Zuerst wird hier von Carmen erzählt, die vom Täter in einem Zementblock gehalten wird. Hier jagt der Autor dem Leser schon eine Gänsehaut über den Rücken und zieht ihn sofort mit ins Geschehen ein. Man hofft und bangt vergebens mit dem Opfer und möchte am liebsten schon gleich wissen, wer der Täter ist und was er im Schilde führt.  Der Autor hat eine klare Schreibweise, so dass man sofort die Gefühle der Charaktere selber spürt und sich deren Gedanken zu eigen macht.

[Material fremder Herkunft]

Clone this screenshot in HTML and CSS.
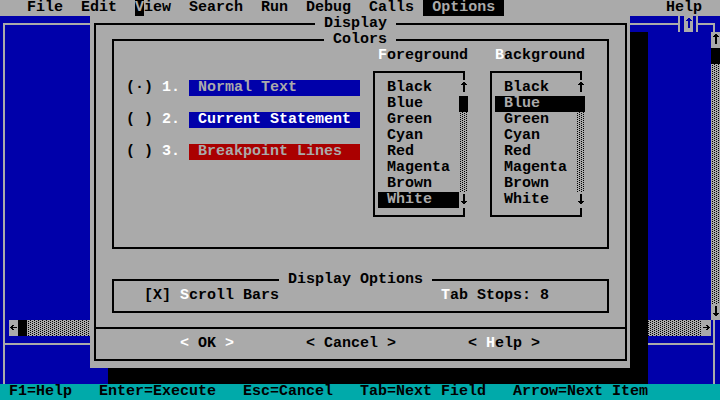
FILE: index.html
```html
<!DOCTYPE html>
<html>
<head>
<meta charset="utf-8">
<title>Display</title>
<link rel="stylesheet" href="styles.css">
</head>
<body>
<div class="screen">
  <nav class="menubar">
    <span class="menu">File</span>
    <span class="menu">Edit</span>
    <span class="menu"><span class="mouse">V</span>iew</span>
    <span class="menu">Search</span>
    <span class="menu">Run</span>
    <span class="menu">Debug</span>
    <span class="menu">Calls</span>
    <span class="menu active">Options</span>
    <span class="menu help">Help</span>
  </nav>

  <div class="editor">
    <fieldset class="frame">
      <legend class="maxbtn"><span class="maxcell"><svg class="glyph" viewBox="0 0 9 16"><path d="M4 2h2v1h1v1h1v1h-2v7h-2v-7h-2v-1h1v-1h1z"/></svg></span></legend>
      <div class="ed-main">
        <div class="code"></div>
        <div class="vscroll">
          <span class="sb-btn"><svg class="glyph" viewBox="0 0 9 16"><path d="M4 2h2v1h1v1h1v1h-2v7h-2v-7h-2v-1h1v-1h1z"/></svg></span>
          <span class="thumb"></span>
          <span class="track"></span>
          <span class="sb-btn"><svg class="glyph" viewBox="0 0 9 16"><path d="M4 2h2v7h2v1h-1v1h-1v1h-2v-1h-1v-1h-1v-1h2z"/></svg></span>
        </div>
      </div>
      <div class="hscroll">
        <span class="sb-btn"><svg class="glyph" viewBox="0 0 9 16"><path d="M3 5h2v1h-2z M2 6h2v1h-2z M1 7h7v1h-7z M2 8h2v1h-2z M3 9h2v1h-2z"/></svg></span>
        <span class="thumb"></span>
        <span class="track"></span>
        <span class="sb-btn"><svg class="glyph" viewBox="0 0 9 16"><path d="M4 5h2v1h-2z M5 6h2v1h-2z M1 7h7v1h-7z M5 8h2v1h-2z M4 9h2v1h-2z"/></svg></span>
      </div>
      <div class="divider"></div>
      <div class="immediate"></div>
    </fieldset>
  </div>

  <footer class="statusbar">F1=Help   Enter=Execute   Esc=Cancel   Tab=Next Field   Arrow=Next Item</footer>

  <div class="dialog">
    <fieldset class="dlg-frame">
      <legend class="title title-display">Display</legend>

      <fieldset class="group colors">
        <legend class="title title-colors">Colors</legend>
        <div class="colors-body">
          <div class="radios">
            <div class="radio">(·) <span class="w">1.</span> <span class="swatch normal">Normal Text</span></div>
            <div class="radio">( ) <span class="w">2.</span> <span class="swatch current">Current Statement</span></div>
            <div class="radio">( ) <span class="w">3.</span> <span class="swatch bp">Breakpoint Lines</span></div>
          </div>

          <div class="list-col fg">
            <div class="list-head"><span class="w">F</span>oreground</div>
            <div class="listbox">
              <ul class="items">
                <li>Black</li>
                <li>Blue</li>
                <li>Green</li>
                <li>Cyan</li>
                <li>Red</li>
                <li>Magenta</li>
                <li>Brown</li>
                <li class="sel">White</li>
              </ul>
              <div class="lscroll">
                <span class="lbtn"><svg class="glyph" viewBox="0 0 9 16"><path d="M4 2h2v1h1v1h1v1h-2v7h-2v-7h-2v-1h1v-1h1z"/></svg></span>
                <span class="thumb"></span>
                <span class="track"></span>
                <span class="lbtn"><svg class="glyph" viewBox="0 0 9 16"><path d="M4 2h2v7h2v1h-1v1h-1v1h-2v-1h-1v-1h-1v-1h2z"/></svg></span>
              </div>
            </div>
          </div>

          <div class="list-col bg">
            <div class="list-head"><span class="w">B</span>ackground</div>
            <div class="listbox">
              <ul class="items">
                <li>Black</li>
                <li class="sel">Blue</li>
                <li>Green</li>
                <li>Cyan</li>
                <li>Red</li>
                <li>Magenta</li>
                <li>Brown</li>
                <li>White</li>
              </ul>
              <div class="lscroll">
                <span class="lbtn"><svg class="glyph" viewBox="0 0 9 16"><path d="M4 2h2v1h1v1h1v1h-2v7h-2v-7h-2v-1h1v-1h1z"/></svg></span>
                <span class="thumb"></span>
                <span class="track"></span>
                <span class="lbtn"><svg class="glyph" viewBox="0 0 9 16"><path d="M4 2h2v7h2v1h-1v1h-1v1h-2v-1h-1v-1h-1v-1h2z"/></svg></span>
              </div>
            </div>
          </div>
        </div>
      </fieldset>

      <fieldset class="group opts">
        <legend class="title title-opts">Display Options</legend>
        <div class="opts-row">
          <span>[X] <span class="w">S</span>croll Bars</span>
          <span class="tabstops"><span class="w">T</span>ab Stops: 8</span>
        </div>
      </fieldset>

      <div class="sep"></div>

      <div class="buttons">
        <span class="btn"><span class="w">&lt;</span> OK <span class="w">&gt;</span></span>
        <span class="btn">&lt; Cancel &gt;</span>
        <span class="btn">&lt; <span class="w">H</span>elp &gt;</span>
      </div>
    </fieldset>
  </div>
</div>
</body>
</html>
```
FILE: styles.css
```css
* { box-sizing: border-box; }
html, body { margin: 0; padding: 0; }
body {
  width: 720px;
  height: 400px;
  overflow: hidden;
  background: #000;
  color: #000;
  font: bold 15px/16px "Liberation Mono", "DejaVu Sans Mono", monospace;
}
.screen { position: relative; width: 720px; height: 400px; }

/* menu bar (row 0) */
.menubar {
  display: flex;
  height: 16px;
  background: #aaa;
  padding: 0 9px 0 18px;
  white-space: pre;
}
.menu { padding: 0 9px; }
.menu.active { background: #000; color: #aaa; }
.menu.help { margin-left: auto; }
.mouse { background: #000; color: #aaa; }

.glyph { display: block; width: 9px; height: 16px; fill: currentColor; shape-rendering: crispEdges; }

/* editor window behind the dialog */
.editor { height: 368px; background: #0000aa; padding: 0 5px 0 3px; }
.frame {
  margin: 0;
  padding: 0;
  min-width: 0;
  border: 2px solid #aaa;
  border-bottom: 0;
}
.maxbtn {
  margin-left: 673px;
  padding: 0 3px 0 4px;
  height: 16px;
  border-left: 2px solid #aaa;
  border-right: 2px solid #aaa;
}
.maxcell { display: block; width: 9px; height: 16px; background: #aaa; color: #0000aa; }

.ed-main { display: flex; height: 288px; }
.code { flex: 1; }
.vscroll { width: 9px; margin-right: -7px; display: flex; flex-direction: column; }
.sb-btn { display: block; width: 9px; height: 16px; background: #aaa; color: #000; flex: none; }
.thumb { display: block; width: 9px; height: 16px; background: #000; flex: none; }
.track {
  display: block;
  flex: 1;
  background-color: #aaa;
  background-image:
    conic-gradient(from 270deg at 1px 1px, #000 90deg, transparent 0),
    conic-gradient(from 270deg at 1px 1px, #000 90deg, transparent 0);
  background-size: 4px 2px;
  background-position: 3px 0, 1px 1px;
}
.hscroll { display: flex; height: 16px; padding-left: 4px; margin-right: 2px; }
.divider { margin-top: 7px; height: 9px; border-top: 2px solid #aaa; }
.immediate { height: 32px; }

/* status bar (row 24) */
.statusbar {
  height: 16px;
  background: #00aaaa;
  padding-left: 9px;
  white-space: pre;
}

/* dialog */
.dialog {
  position: absolute;
  left: 90px;
  top: 16px;
  width: 540px;
  height: 352px;
  background: #aaa;
  box-shadow: 18px 16px 0 #000;
}
.dlg-frame {
  margin: 0 3px 0 4px;
  padding: 0 0 7px;
  min-width: 0;
  border: 2px solid #000;
}
.title { padding: 0 9px; height: 16px; line-height: 16px; white-space: pre; }
.title-display { margin-left: 219px; }
.title-colors { margin-left: 210px; }
.title-opts { margin-left: 165px; }

.group { margin: 0 16px; padding: 0; min-width: 0; border: 2px solid #000; }
.opts { margin-top: 23px; }

.colors-body { display: flex; height: 199px; padding-left: 12px; }
.radios { width: 234px; padding-top: 32px; display: flex; flex-direction: column; gap: 16px; }
.radio { height: 16px; white-space: pre; }
.swatch { display: inline-block; width: 171px; padding-left: 9px; }
.swatch.normal { background: #0000aa; color: #aaa; }
.swatch.current { background: #0000aa; color: #fff; }
.swatch.bp { background: #aa0000; color: #aaa; }
.w { color: #fff; }

.list-col { width: 92px; flex: none; }
.list-col.fg { margin-left: 13px; }
.list-col.bg { margin-left: 25px; }
.list-head { padding-left: 5px; height: 16px; white-space: nowrap; }
.listbox {
  margin-top: 7px;
  width: 92px;
  border: 2px solid #000;
  padding: 7px 0 7px 3px;
  display: flex;
}
.items { list-style: none; margin: 0; padding: 0; width: 81px; flex: none; }
.items li { height: 16px; padding-left: 9px; }
.items li.sel { background: #000; color: #aaa; }
.lscroll { width: 9px; flex: none; margin-right: -5px; display: flex; flex-direction: column; }
.lbtn { display: block; width: 9px; height: 16px; background: #aaa; color: #000; flex: none; }

.opts-row { display: flex; height: 23px; padding: 0 0 7px 30px; white-space: pre; }
.tabstops { margin-left: 162px; }

.sep { margin-top: 14px; border-top: 2px solid #000; }
.buttons { display: flex; gap: 72px; padding-left: 84px; margin-top: 7px; height: 16px; white-space: pre; }
```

Durch die Seiten erfährt man von jedem Opfer, wie dieses denkt, was es getan hat oder eben auch nicht. Die ganze Zeit stellt man sich die Frage, was der Täter eigentlich mit seinen Taten bezweckt, wieso er das macht. Man bekommt gleich einen Einblick, wer es sein könnte, was das Buch aber nicht unspannender macht, als es ist. Die Frage nach dem “Wieso” stellt sich hier klar in den Vordergrund, es macht die Geschichte sehr spannend und zieht den Leser immer weiter hinein.

Im Verlaufe des Buches lernen wir die hiesigen Ermittler kennen, wären da Sabine Nemez, eine Polizistin aus München. Deren Mutter wurde ein Opfer des Täters – obwohl sie vom Fall abgezogen wird, zieht sie der leitende Ermittler vom BKA Marteen S. Sneijder mit in diese hinein als seine Assisstentin. Dieser ist eine ungemütliche, arrogante Person, was sich im Laufe aber etwas zügelt. Man versteht seine Beweggründe teilweise und wieso er so ist, wie er ist. Auch wenn er unsympathisch scheint anfangs, er macht das wieder wett durch seine geistreichen Taten und Gedanken. Sabine verzwickt sich immer mehr in Situationen, wofür sie eigentlich die sofortige Kündigung bekommen sollte, aber Sneijder hilft ihr dann doch immer wieder – obwohl arroganter Schnösel. Dies tut sie allerdings nur, da ihr Vater als Verdächtiger gilt, was ja nicht sein kann. Dann gibt es da noch Helen, die mit dem Staatsanwalt Berger verheiratet ist und früher als Kripopsychologin gearbeitet hat. Durch einen Fall wurde ihr aber die ganze Schuld zugeschoben und auch die damalige Beziehung zu dem Polizist Ben Kohler ging in die Brüche. Zwischendurch erfährt man immer wieder von einer Psychotherapeutin, die einen schwierigen Fall von Stalking usw. behandeln muss. Sie muss einen gestörten Mann heilen – den Fall hat sie von der Staatsanwältin zugesteckt bekommen.

Die ganzen Personen und die losen Fäden werden im Buch über zu einem Ganzen – man sieht die versteckten Hintergründe, sie alle haben im Laufe der Geschichte miteinander zu tun. Jeder ist einem auf seine Art sympathisch oder unsympathisch, man ändert zwischenzeitlich sogar seine Meinung über manche. Der Autor erzählt rasant die traurige Geschichte, in der die Personen miteinander verwoben sind und sorgt auch immer wieder für überraschende Wendungen, was den Leser die Augenbrauen hochziehen lässt, dass dieser nur umso schneller lesen muss. Man selbst stellt sich vor, wie man sich in so einer Situation verhalten würde, ob diese Verhaltensweise vergleichbar wäre mit der des Opfers. Würden wir alles dafür geben, um frei zu kommen oder würde man gar am Ende lieber sterben als verstümmelt wieder das Tageslicht zu erblicken?

Ein Buch, dass man gelesen haben muss – es hat nur Höhen, keine Tiefen! Der Autor hat die Story gut durchdacht auf Papier gebracht und so einen spannenden Sog für Krimi-/Thrillerfans geschaffen – aber Vorsicht: Nichts für schwache Nerven!